At the beginning, it starts out with a mix of fruits. There is bergamot and apples, which are excellent. Mainly, the most noted part about this fragrance is the pineapple. It stands out because not many fragrances use pineapple, especially as one of the main notes. Not only that, but Creed does it exceptionally well. The opening starts a little synthetic and at the literal first second it is really hard to tell what exactly is going on. However, after the first minute, the scent develops into something wonderful. It is a great fruity scent with a lot of darker undercurrents.

However, quickly, within the first hour, that fruity paradise vanishes, replaced with a billowing cloud of smoke. The apple-pineapple opening starts to take a back-seat while the smoky woody incense dominates the fragrance. By the 2nd hour, the scent is mostly just smoke. That wonderful opening is hardly detectable. While fragrances are often criticized for being linear, I think the greater flaw is being inconsistent. I do not see the purpose of having such a remarkable opening for it only to vanish into thin air.

This scent is smoky, like Kouros. While this scent is remarkably different from Kouros, it still has the same idea in mind: a strong powerhouse smoky fragrance, distinct in its uniqueness.

While this is a heavier scent, it works in the heat of summer. Keep in mind that this scent is something will project very well, but it is easily victim of olfactory fatigue. Don't spray too much.

My nose is very insensitive and incapable of picking up subtleties, so I'm probably not the best person to judge a scent even on my own skin. It's really hard on whether I really like it or don't care a lot about it. It is such a complex fragrance with so many subtlties. Each part of my body I spray it on, it smells completely different, but in the end, it all leads to the same path: the smoky birch base notes.

When it comes to compliments, I hear a lot of people have gotten a ton of compliments. I haven't worn it in public much so I can't judge that.

Two things you should keep in mind:1. There are variations from batch to batch. There are some batches with more pineapple and some batches with more smoke - and I may have the latter. For that reason, make sure you check the batch you are getting before you buy it.2. We all have different skin chemistry. My skin diffuses a lot of heat, so many fragrances end up heavily distorted

I still have my decant. I'll give it a lot more usage to see if my mind changes. Once the decant is done, I'll decide whether I want a full bottle or not. I'm not sure if I want to buy this (and I'm thankful that I didn't, though I may change my mind). For those wanting to blind buy this, I assume you do the same. Don't sample it on a card and walk away if you don't like it. Don't buy it blindly. Rather, try a decant or split sample of 5-10ml. If you end up liking it, go for the real thing.

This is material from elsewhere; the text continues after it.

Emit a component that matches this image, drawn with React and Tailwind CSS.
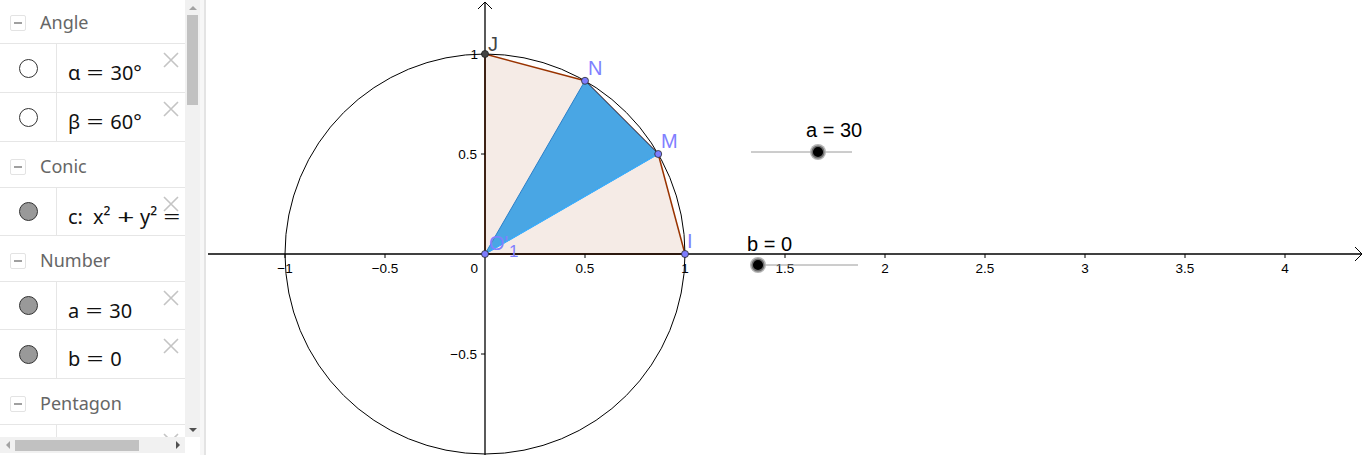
import React from 'react';

const PANEL_FONT = { fontFamily: '"Noto Sans", "DejaVu Sans", sans-serif' };

function Op({ children, wide }) {
  return (
    <span className={`inline-block w-[16px] ${wide ? 'mx-[9px]' : 'mx-[7px]'} text-center scale-x-150`}>
      {children}
    </span>
  );
}

function MinusBox() {
  return (
    <div className="w-[16px] h-[16px] border border-[#e3e3e3] rounded-[2px] flex items-center justify-center">
      <div className="w-[8px] h-[1.5px] bg-[#a0a0a0]" />
    </div>
  );
}

function CloseIcon() {
  return (
    <svg width="16" height="16" viewBox="0 0 16 16" className="absolute right-[6px] top-[8px]">
      <path d="M1 1 L15 15 M15 1 L1 15" stroke="#c4c4c4" strokeWidth="1.6" fill="none" />
    </svg>
  );
}

function Header({ label, h = 'h-[46px]' }) {
  return (
    <div className={`${h} flex items-center gap-[14px] pl-[10px] pt-[5px] border-b border-[#e6e6e6] shrink-0`}>
      <MinusBox />
      <span className="text-[18px] text-[#666666] -mt-[2px]">{label}</span>
    </div>
  );
}

function Item({ children, filled, h = 'h-[49px]', marker = '#999999' }) {
  return (
    <div className={`${h} relative flex border-b border-[#e6e6e6] shrink-0`}>
      <div className="w-[57px] flex items-center justify-center border-r border-[#e6e6e6]">
        <div
          className={`w-[19px] h-[19px] rounded-full border border-[#333333] ${filled ? '' : 'bg-white'}`}
          style={filled ? { backgroundColor: marker } : undefined}
        />
      </div>
      <div className="flex-1 flex items-center pl-[11px] pt-[10px] overflow-hidden whitespace-nowrap text-[20px] text-[#111111]">
        {children}
      </div>
      <CloseIcon />
    </div>
  );
}

function AlgebraPanel() {
  return (
    <div className="w-[200px] h-[455px] flex flex-col shrink-0 bg-white" style={PANEL_FONT}>
      <div className="flex h-[437px]">
        <div className="w-[185px] overflow-hidden">
          <div className="-mt-[2px] flex flex-col">
            <Header label="Angle" />
            <Item>
              α<Op>=</Op>30°
            </Item>
            <Item>
              β<Op>=</Op>60°
            </Item>
            <Header label="Conic" />
            <Item filled h="h-[48px]">
              c:<span className="ml-[10px]">x²</span>
              <Op wide>+</Op>y²<Op wide>=</Op>1
            </Item>
            <Header label="Number" />
            <Item filled h="h-[48px]">
              a<Op>=</Op>30
            </Item>
            <Item filled>
              b<Op>=</Op>0
            </Item>
            <Header label="Pentagon" />
            <Item filled marker="#a0522d" />
          </div>
        </div>
        {/* vertical scrollbar */}
        <div className="w-[15px] bg-[#f1f1f1] flex flex-col items-center">
          <div className="h-[15px] flex items-center justify-center">
            <div className="w-0 h-0 border-l-[4px] border-r-[4px] border-b-[4px] border-l-transparent border-r-transparent border-b-[#a3a3a3]" />
          </div>
          <div className="w-[11px] h-[90px] bg-[#c1c1c1]" />
          <div className="flex-1" />
          <div className="h-[15px] flex items-center justify-center">
            <div className="w-0 h-0 border-l-[4px] border-r-[4px] border-t-[4px] border-l-transparent border-r-transparent border-t-[#505050]" />
          </div>
        </div>
      </div>
      <div className="flex h-[18px]">
        <div className="w-[185px] h-[16px] bg-[#f1f1f1] flex items-center">
          <div className="w-[15px] flex items-center justify-center">
            <div className="w-0 h-0 border-t-[4px] border-b-[4px] border-r-[4px] border-t-transparent border-b-transparent border-r-[#a3a3a3]" />
          </div>
          <div className="w-[124px] h-[11px] bg-[#c1c1c1]" />
          <div className="flex-1" />
          <div className="w-[15px] flex items-center justify-center">
            <div className="w-0 h-0 border-t-[4px] border-b-[4px] border-l-[4px] border-t-transparent border-b-transparent border-l-[#505050]" />
          </div>
        </div>
        <div className="w-[15px] bg-white" />
      </div>
    </div>
  );
}

const OX = 485;
const OY = 254;
const U = 200;
const px = (x) => OX + x * U;
const py = (y) => OY - y * U;

function Graphics() {
  const I = [px(1), py(0)];
  const M = [px(Math.cos(Math.PI / 6)), py(0.5)];
  const N = [px(0.5), py(Math.sin(Math.PI / 3))];
  const J = [px(0), py(1)];
  const O = [OX, OY];
  const pts = (arr) => arr.map((p) => p.join(',')).join(' ');

  const xTicks = [-1, -0.5, 0.5, 1, 1.5, 2, 2.5, 3, 3.5, 4];
  const fmt = (v) => (v < 0 ? '−' + String(-v) : String(v));

  return (
    <svg width="1158" height="455" viewBox="208 0 1158 455" className="block">
      <rect x="208" y="0" width="1158" height="455" fill="#ffffff" />
      {/* pentagon */}
      <polygon points={pts([O, I, M, N, J])} fill="#f5ebe6" stroke="#993300" strokeWidth="1.5" strokeLinejoin="round" />
      {/* triangle */}
      <polygon points={pts([O, M, N])} fill="#49a6e4" stroke="#2a7fc8" strokeWidth="1" />
      <line x1={O[0]} y1={O[1]} x2={M[0]} y2={M[1]} stroke="#3cb0ff" strokeWidth="1.2" />
      <line x1={N[0]} y1={N[1]} x2={M[0]} y2={M[1]} stroke="#3a5f86" strokeWidth="1" />
      {/* circle */}
      <circle cx={OX} cy={OY} r={U} fill="none" stroke="#000000" strokeWidth="1" />
      {/* axes */}
      <line x1="208" y1={OY} x2="1362" y2={OY} stroke="#000" strokeWidth="1.3" />
      <path d="M1355 247 L1362 254 L1355 261" fill="none" stroke="#000" strokeWidth="1" />
      <line x1={OX} y1="455" x2={OX} y2="2" stroke="#000" strokeWidth="1.3" />
      <path d="M478 9 L485 2 L492 9" fill="none" stroke="#000" strokeWidth="1" />
      {xTicks.map((v) => (
        <line key={'t' + v} x1={px(v)} y1={OY} x2={px(v)} y2={OY + 4} stroke="#000" strokeWidth="1" />
      ))}
      {[1, 0.5, -0.5].map((v) => (
        <line key={'ty' + v} x1={OX - 4} y1={py(v)} x2={OX} y2={py(v)} stroke="#000" strokeWidth="1" />
      ))}
      <g fontFamily='"Liberation Sans", Arial, sans-serif' fontSize="13.5" fill="#000">
        {xTicks.map((v) => (
          <text key={'l' + v} x={px(v)} y="273" textAnchor="middle">
            {fmt(v)}
          </text>
        ))}
        <text x="478" y="273" textAnchor="end">0</text>
        <text x="478" y="59" textAnchor="end">1</text>
        <text x="477" y="159" textAnchor="end">0.5</text>
        <text x="477" y="359" textAnchor="end">−0.5</text>
      </g>
      {/* points */}
      {[O, I, M, N].map((p, i) => (
        <circle key={'p' + i} cx={p[0]} cy={p[1]} r="3.5" fill="#7d7dff" stroke="#2b2b2b" strokeWidth="0.8" />
      ))}
      <circle cx={J[0]} cy={J[1]} r="3.5" fill="#444444" stroke="#222" strokeWidth="0.8" />
      <g fontFamily='"Liberation Sans", Arial, sans-serif' fontSize="20">
        <text x="588" y="75" fill="#8080ff">N</text>
        <text x="661" y="148" fill="#8080ff">M</text>
        <text x="687" y="248" fill="#8080ff">I</text>
        <text x="488" y="51" fill="#444444">J</text>
        <text x="489" y="250" fill="#8080ff">O'</text>
        <text x="509" y="257" fill="#8080ff" fontSize="17">1</text>
      </g>
      {/* sliders */}
      <line x1="751" y1="152" x2="852" y2="152" stroke="#9a9a9a" strokeWidth="1" />
      <circle cx="818" cy="152" r="8" fill="#b5b5b5" />
      <circle cx="818" cy="152" r="5.8" fill="#000" stroke="#6e6e6e" strokeWidth="1.5" />
      <line x1="758" y1="265" x2="858" y2="265" stroke="#9a9a9a" strokeWidth="1" />
      <circle cx="758" cy="265" r="8" fill="#b5b5b5" />
      <circle cx="758" cy="265" r="5.8" fill="#000" stroke="#6e6e6e" strokeWidth="1.5" />
      <g fontFamily='"Liberation Sans", Arial, sans-serif' fontSize="20" fill="#000">
        <text x="806" y="137">a = 30</text>
        <text x="747" y="251">b = 0</text>
      </g>
    </svg>
  );
}

export default function App() {
  return (
    <div className="w-[1366px] h-[455px] flex overflow-hidden bg-white">
      <AlgebraPanel />
      <div className="w-[8px] h-full flex shrink-0">
        <div className="w-[4px] bg-[#f7f7f7]" />
        <div className="w-[2px] bg-[#e4e4e4]" />
        <div className="w-[2px] bg-white" />
      </div>
      <Graphics />
    </div>
  );
}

This has been strongly hyped. But now as I smell Aventus and think of why, I know the reason. Because it is bold daring and controversial - not because most people love it! Creed's willingness to take a risk and release a scent so different has resulted in people having extreme opinions of it. I'm sure many people on here will say that they didn't like Aventus or it wasn't for them. Safer more versatile scents like Millesime Imperial will have overall MORE PEOPLE approving, but Aventus will have more people who EXTREMELY APPROVE of it.